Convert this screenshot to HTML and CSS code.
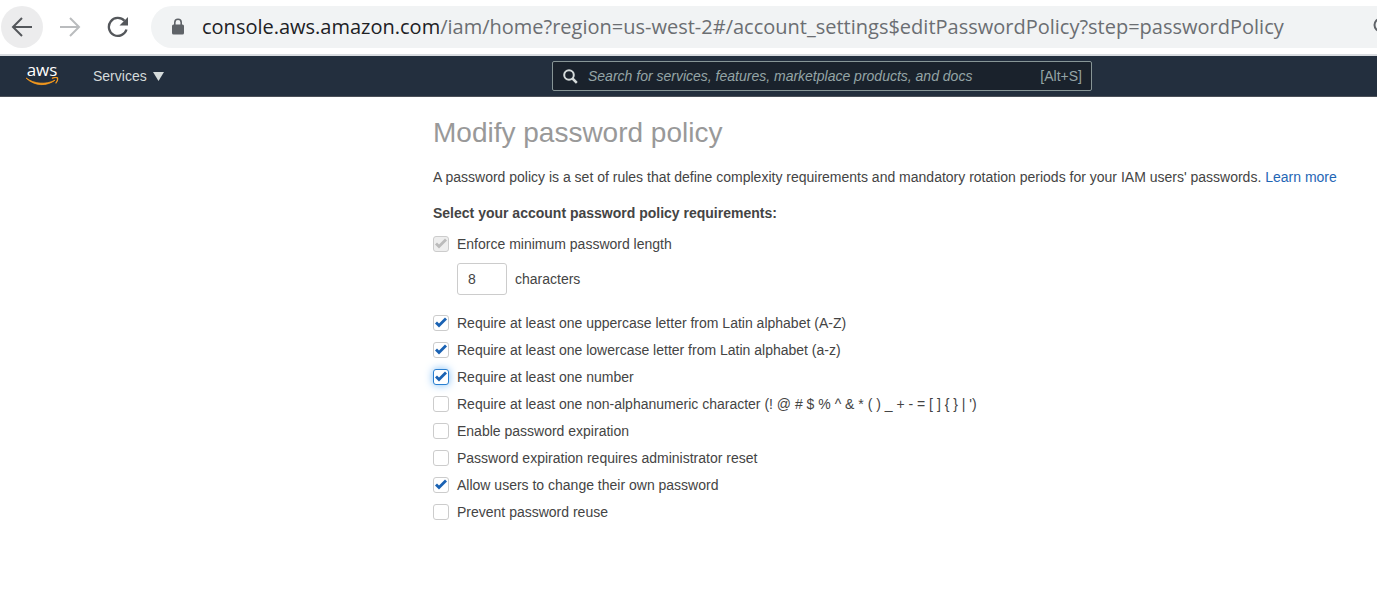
FILE: index.html
```html
<!DOCTYPE html>
<html lang="en">
<head>
<meta charset="utf-8">
<title>Modify password policy</title>
<link rel="stylesheet" href="styles.css">
</head>
<body>
<div class="toolbar">
  <button class="tool tool-active" type="button" aria-label="Back">
    <svg width="22" height="22" viewBox="0 0 22 22" fill="none" stroke="#54575b" stroke-width="2"><path d="M21 11H2.500M11 2L2 11l9 9"/></svg>
  </button>
  <button class="tool" type="button" aria-label="Forward" disabled>
    <svg width="22" height="22" viewBox="0 0 22 22" fill="none" stroke="#babcbe" stroke-width="2"><path d="M1 11h18.500M11 2l9 9-9 9"/></svg>
  </button>
  <button class="tool" type="button" aria-label="Reload">
    <svg width="22" height="22" viewBox="0 0 22 22"><path d="M19.500 13.500A9 9 0 1 1 17.500 4.800" fill="none" stroke="#54575b" stroke-width="2.300"/><path d="M21 1v8.500h-8.500z" fill="#54575b"/></svg>
  </button>
  <div class="address">
    <svg class="lock" width="14" height="18" viewBox="0 0 14 18"><rect x="1" y="6.500" width="12" height="10" rx="1.500" fill="#5f6368"/><path d="M3.800 8V4.500a3.200 3.200 0 0 1 6.400 0V8" fill="none" stroke="#5f6368" stroke-width="1.600"/></svg>
    <span class="url"><span class="host">console.aws.amazon.com</span>/iam/home?region=us-west-2#/account_settings$editPasswordPolicy?step=passwordPolicy</span>
    <svg class="lens-edge" width="4" height="20" viewBox="0 0 4 20"><circle cx="8" cy="8" r="6.500" fill="none" stroke="#5f6368" stroke-width="2"/></svg>
  </div>
</div>
<header class="nav">
  <a class="logo" href="#" aria-label="aws">
    <span class="logo-text">aws</span>
    <svg class="smile" width="34" height="9" viewBox="0 0 34 9"><path d="M1 1C9 7 21 8 30 3.200c-8 6-20 6.500-29-2.200z" fill="#f79a1d" stroke="#f79a1d" stroke-width=".8" stroke-linejoin="round"/><path d="M27.500 1.200c2-.9 4.200-.8 5-.3.400 1.500-.2 3.500-1.500 5" fill="none" stroke="#f79a1d" stroke-width="1.300" stroke-linecap="round"/></svg>
  </a>
  <button class="services" type="button">Services
    <svg width="11" height="9" viewBox="0 0 11 9"><path d="M0 0h11L5.500 9z" fill="#d5dbdb"/></svg>
  </button>
  <label class="search">
    <svg width="15" height="15" viewBox="0 0 15 15" fill="none" stroke="#d5dbdb"><circle cx="6" cy="6" r="4.800" stroke-width="2"/><path d="M9.500 9.500l4.300 4.300" stroke-width="2.500"/></svg>
    <input class="search-input" type="text" aria-label="Search" placeholder="Search for services, features, marketplace products, and docs">
    <span class="shortcut">[Alt+S]</span>
  </label>
</header>
<main class="content">
  <h1 class="title">Modify password policy</h1>
  <p class="intro">A password policy is a set of rules that define complexity requirements and mandatory rotation periods for your IAM users' passwords. <a class="link" href="#">Learn more</a></p>
  <form>
    <h2 class="subtitle">Select your account password policy requirements:</h2>
    <label class="option"><input class="check" type="checkbox" checked disabled>Enforce minimum password length</label>
    <label class="length"><input class="length-input" type="text" value="8">characters</label>
    <label class="option"><input class="check" type="checkbox" checked>Require at least one uppercase letter from Latin alphabet (A-Z)</label>
    <label class="option"><input class="check" type="checkbox" checked>Require at least one lowercase letter from Latin alphabet (a-z)</label>
    <label class="option"><input class="check check-focus" type="checkbox" checked>Require at least one number</label>
    <label class="option"><input class="check" type="checkbox">Require at least one non-alphanumeric character (! @ # $ % ^ &amp; * ( ) _ + - = [ ] { } | ')</label>
    <label class="option"><input class="check" type="checkbox">Enable password expiration</label>
    <label class="option"><input class="check" type="checkbox">Password expiration requires administrator reset</label>
    <label class="option"><input class="check" type="checkbox" checked>Allow users to change their own password</label>
    <label class="option"><input class="check" type="checkbox">Prevent password reuse</label>
  </form>
</main>
</body>
</html>
```
FILE: styles.css
```css
* { box-sizing: border-box; }
body {
  margin: 0;
  background: #fff;
  color: #444;
  font: 14px/20px "Liberation Sans", Arial, sans-serif;
}
button, input { font: inherit; }
.toolbar {
  display: flex;
  align-items: center;
  gap: 6px;
  height: 56px;
  padding-left: 1px;
  border-bottom: 2px solid #d9dce0;
}
.tool {
  display: flex;
  align-items: center;
  justify-content: center;
  flex: none;
  width: 42px;
  height: 42px;
  padding: 0;
  border: 0;
  border-radius: 50%;
  background: none;
}
.tool-active { background: #ececed; }
.address {
  display: flex;
  align-items: center;
  flex: 1;
  min-width: 0;
  height: 42px;
  margin-left: 6px;
  padding-left: 20px;
  border-radius: 21px 0 0 21px;
  background: #f1f3f4;
}
.lock { flex: none; margin-right: 17px; }
.url {
  flex: 1;
  overflow: hidden;
  color: #6b6e72;
  font: 20px/28px "Open Sans", "Segoe UI", sans-serif;
  white-space: nowrap;
}
.host { color: #202124; }
.lens-edge { flex: none; }
.nav {
  display: flex;
  align-items: center;
  height: 41px;
  padding-left: 25px;
  border-bottom: 1px solid #4b5058;
  background: #232f3e;
}
.logo {
  display: flex;
  flex-direction: column;
  align-items: center;
  width: 34px;
  padding-bottom: 3px;
  color: #fff;
  text-decoration: none;
}
.logo-text { font: 500 17px/14px "Open Sans", sans-serif; }
.services {
  display: flex;
  align-items: center;
  gap: 6px;
  margin-left: 34px;
  padding: 0;
  border: 0;
  background: none;
  color: #d5dbdb;
}
.search {
  display: flex;
  align-items: center;
  width: 540px;
  height: 30px;
  margin: 0 285px 0 auto;
  padding: 0 9px 0 10px;
  border: 1px solid #879596;
  border-radius: 2px;
  background: #1a222c;
}
.search-input {
  flex: 1;
  min-width: 0;
  margin-left: 10px;
  padding: 0;
  border: 0;
  outline: 0;
  background: none;
  color: #fff;
}
.search-input::placeholder { color: #95a5a6; font-style: italic; opacity: 1; }
.shortcut { color: #95a5a6; }
.content { padding: 18px 24px 24px 433px; }
.title {
  margin: 0;
  color: #999;
  font-size: 28px;
  font-weight: 400;
  line-height: 36px;
}
.intro { margin: 16px 0; }
.link { color: #1f66b5; text-decoration: none; }
.subtitle { margin: 0 0 7px; font-size: 14px; line-height: 20px; }
.option {
  display: flex;
  align-items: center;
  gap: 8px;
  height: 27px;
}
.check {
  appearance: none;
  flex: none;
  width: 16px;
  height: 16px;
  margin: 0;
  border: 1px solid #ccc;
  border-radius: 3px;
  background: #fff;
  color: #1a62b3;
}
.check:checked::before {
  content: "";
  display: block;
  width: 14px;
  height: 14px;
  background: currentColor;
  clip-path: polygon(1px 8px, 3px 6px, 5px 8px, 11px 2px, 13px 4px, 5px 12px);
}
.check:disabled { background: #eee; color: #bbb; }
.check-focus { border-color: #2a7fd0; box-shadow: 0 0 8px #7dbcf5; }
.length {
  display: flex;
  align-items: center;
  gap: 8px;
  margin: 6px 0 14px 24px;
}
.length-input {
  width: 50px;
  height: 32px;
  padding: 0 10px;
  border: 1px solid #ccc;
  border-radius: 3px;
  background: #fff;
  color: #444;
}
```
# # # # #
■ Exercise ■
Transcribe the preceding listing in its entirety and with exact wording, leaving out pictures.

■ Task response ■
Convert this screenshot to HTML and CSS code.
FILE: index.html
```html
<!DOCTYPE html>
<html lang="en">
<head>
<meta charset="utf-8">
<title>Modify password policy</title>
<link rel="stylesheet" href="styles.css">
</head>
<body>
<div class="toolbar">
  <button class="tool tool-active" type="button" aria-label="Back">
    <svg width="22" height="22" viewBox="0 0 22 22" fill="none" stroke="#54575b" stroke-width="2"><path d="M21 11H2.500M11 2L2 11l9 9"/></svg>
  </button>
  <button class="tool" type="button" aria-label="Forward" disabled>
    <svg width="22" height="22" viewBox="0 0 22 22" fill="none" stroke="#babcbe" stroke-width="2"><path d="M1 11h18.500M11 2l9 9-9 9"/></svg>
  </button>
  <button class="tool" type="button" aria-label="Reload">
    <svg width="22" height="22" viewBox="0 0 22 22"><path d="M19.500 13.500A9 9 0 1 1 17.500 4.800" fill="none" stroke="#54575b" stroke-width="2.300"/><path d="M21 1v8.500h-8.500z" fill="#54575b"/></svg>
  </button>
  <div class="address">
    <svg class="lock" width="14" height="18" viewBox="0 0 14 18"><rect x="1" y="6.500" width="12" height="10" rx="1.500" fill="#5f6368"/><path d="M3.800 8V4.500a3.200 3.200 0 0 1 6.400 0V8" fill="none" stroke="#5f6368" stroke-width="1.600"/></svg>
    <span class="url"><span class="host">console.aws.amazon.com</span>/iam/home?region=us-west-2#/account_settings$editPasswordPolicy?step=passwordPolicy</span>
    <svg class="lens-edge" width="4" height="20" viewBox="0 0 4 20"><circle cx="8" cy="8" r="6.500" fill="none" stroke="#5f6368" stroke-width="2"/></svg>
  </div>
</div>
<header class="nav">
  <a class="logo" href="#" aria-label="aws">
    <span class="logo-text">aws</span>
    <svg class="smile" width="34" height="9" viewBox="0 0 34 9"><path d="M1 1C9 7 21 8 30 3.200c-8 6-20 6.500-29-2.200z" fill="#f79a1d" stroke="#f79a1d" stroke-width=".8" stroke-linejoin="round"/><path d="M27.500 1.200c2-.9 4.200-.8 5-.3.400 1.500-.2 3.500-1.500 5" fill="none" stroke="#f79a1d" stroke-width="1.300" stroke-linecap="round"/></svg>
  </a>
  <button class="services" type="button">Services
    <svg width="11" height="9" viewBox="0 0 11 9"><path d="M0 0h11L5.500 9z" fill="#d5dbdb"/></svg>
  </button>
  <label class="search">
    <svg width="15" height="15" viewBox="0 0 15 15" fill="none" stroke="#d5dbdb"><circle cx="6" cy="6" r="4.800" stroke-width="2"/><path d="M9.500 9.500l4.300 4.300" stroke-width="2.500"/></svg>
    <input class="search-input" type="text" aria-label="Search" placeholder="Search for services, features, marketplace products, and docs">
    <span class="shortcut">[Alt+S]</span>
  </label>
</header>
<main class="content">
  <h1 class="title">Modify password policy</h1>
  <p class="intro">A password policy is a set of rules that define complexity requirements and mandatory rotation periods for your IAM users' passwords. <a class="link" href="#">Learn more</a></p>
  <form>
    <h2 class="subtitle">Select your account password policy requirements:</h2>
    <label class="option"><input class="check" type="checkbox" checked disabled>Enforce minimum password length</label>
    <label class="length"><input class="length-input" type="text" value="8">characters</label>
    <label class="option"><input class="check" type="checkbox" checked>Require at least one uppercase letter from Latin alphabet (A-Z)</label>
    <label class="option"><input class="check" type="checkbox" checked>Require at least one lowercase letter from Latin alphabet (a-z)</label>
    <label class="option"><input class="check check-focus" type="checkbox" checked>Require at least one number</label>
    <label class="option"><input class="check" type="checkbox">Require at least one non-alphanumeric character (! @ # $ % ^ &amp; * ( ) _ + - = [ ] { } | ')</label>
    <label class="option"><input class="check" type="checkbox">Enable password expiration</label>
    <label class="option"><input class="check" type="checkbox">Password expiration requires administrator reset</label>
    <label class="option"><input class="check" type="checkbox" checked>Allow users to change their own password</label>
    <label class="option"><input class="check" type="checkbox">Prevent password reuse</label>
  </form>
</main>
</body>
</html>
```
FILE: styles.css
```css
* { box-sizing: border-box; }
body {
  margin: 0;
  background: #fff;
  color: #444;
  font: 14px/20px "Liberation Sans", Arial, sans-serif;
}
button, input { font: inherit; }
.toolbar {
  display: flex;
  align-items: center;
  gap: 6px;
  height: 56px;
  padding-left: 1px;
  border-bottom: 2px solid #d9dce0;
}
.tool {
  display: flex;
  align-items: center;
  justify-content: center;
  flex: none;
  width: 42px;
  height: 42px;
  padding: 0;
  border: 0;
  border-radius: 50%;
  background: none;
}
.tool-active { background: #ececed; }
.address {
  display: flex;
  align-items: center;
  flex: 1;
  min-width: 0;
  height: 42px;
  margin-left: 6px;
  padding-left: 20px;
  border-radius: 21px 0 0 21px;
  background: #f1f3f4;
}
.lock { flex: none; margin-right: 17px; }
.url {
  flex: 1;
  overflow: hidden;
  color: #6b6e72;
  font: 20px/28px "Open Sans", "Segoe UI", sans-serif;
  white-space: nowrap;
}
.host { color: #202124; }
.lens-edge { flex: none; }
.nav {
  display: flex;
  align-items: center;
  height: 41px;
  padding-left: 25px;
  border-bottom: 1px solid #4b5058;
  background: #232f3e;
}
.logo {
  display: flex;
  flex-direction: column;
  align-items: center;
  width: 34px;
  padding-bottom: 3px;
  color: #fff;
  text-decoration: none;
}
.logo-text { font: 500 17px/14px "Open Sans", sans-serif; }
.services {
  display: flex;
  align-items: center;
  gap: 6px;
  margin-left: 34px;
  padding: 0;
  border: 0;
  background: none;
  color: #d5dbdb;
}
.search {
  display: flex;
  align-items: center;
  width: 540px;
  height: 30px;
  margin: 0 285px 0 auto;
  padding: 0 9px 0 10px;
  border: 1px solid #879596;
  border-radius: 2px;
  background: #1a222c;
}
.search-input {
  flex: 1;
  min-width: 0;
  margin-left: 10px;
  padding: 0;
  border: 0;
  outline: 0;
  background: none;
  color: #fff;
}
.search-input::placeholder { color: #95a5a6; font-style: italic; opacity: 1; }
.shortcut { color: #95a5a6; }
.content { padding: 18px 24px 24px 433px; }
.title {
  margin: 0;
  color: #999;
  font-size: 28px;
  font-weight: 400;
  line-height: 36px;
}
.intro { margin: 16px 0; }
.link { color: #1f66b5; text-decoration: none; }
.subtitle { margin: 0 0 7px; font-size: 14px; line-height: 20px; }
.option {
  display: flex;
  align-items: center;
  gap: 8px;
  height: 27px;
}
.check {
  appearance: none;
  flex: none;
  width: 16px;
  height: 16px;
  margin: 0;
  border: 1px solid #ccc;
  border-radius: 3px;
  background: #fff;
  color: #1a62b3;
}
.check:checked::before {
  content: "";
  display: block;
  width: 14px;
  height: 14px;
  background: currentColor;
  clip-path: polygon(1px 8px, 3px 6px, 5px 8px, 11px 2px, 13px 4px, 5px 12px);
}
.check:disabled { background: #eee; color: #bbb; }
.check-focus { border-color: #2a7fd0; box-shadow: 0 0 8px #7dbcf5; }
.length {
  display: flex;
  align-items: center;
  gap: 8px;
  margin: 6px 0 14px 24px;
}
.length-input {
  width: 50px;
  height: 32px;
  padding: 0 10px;
  border: 1px solid #ccc;
  border-radius: 3px;
  background: #fff;
  color: #444;
}
```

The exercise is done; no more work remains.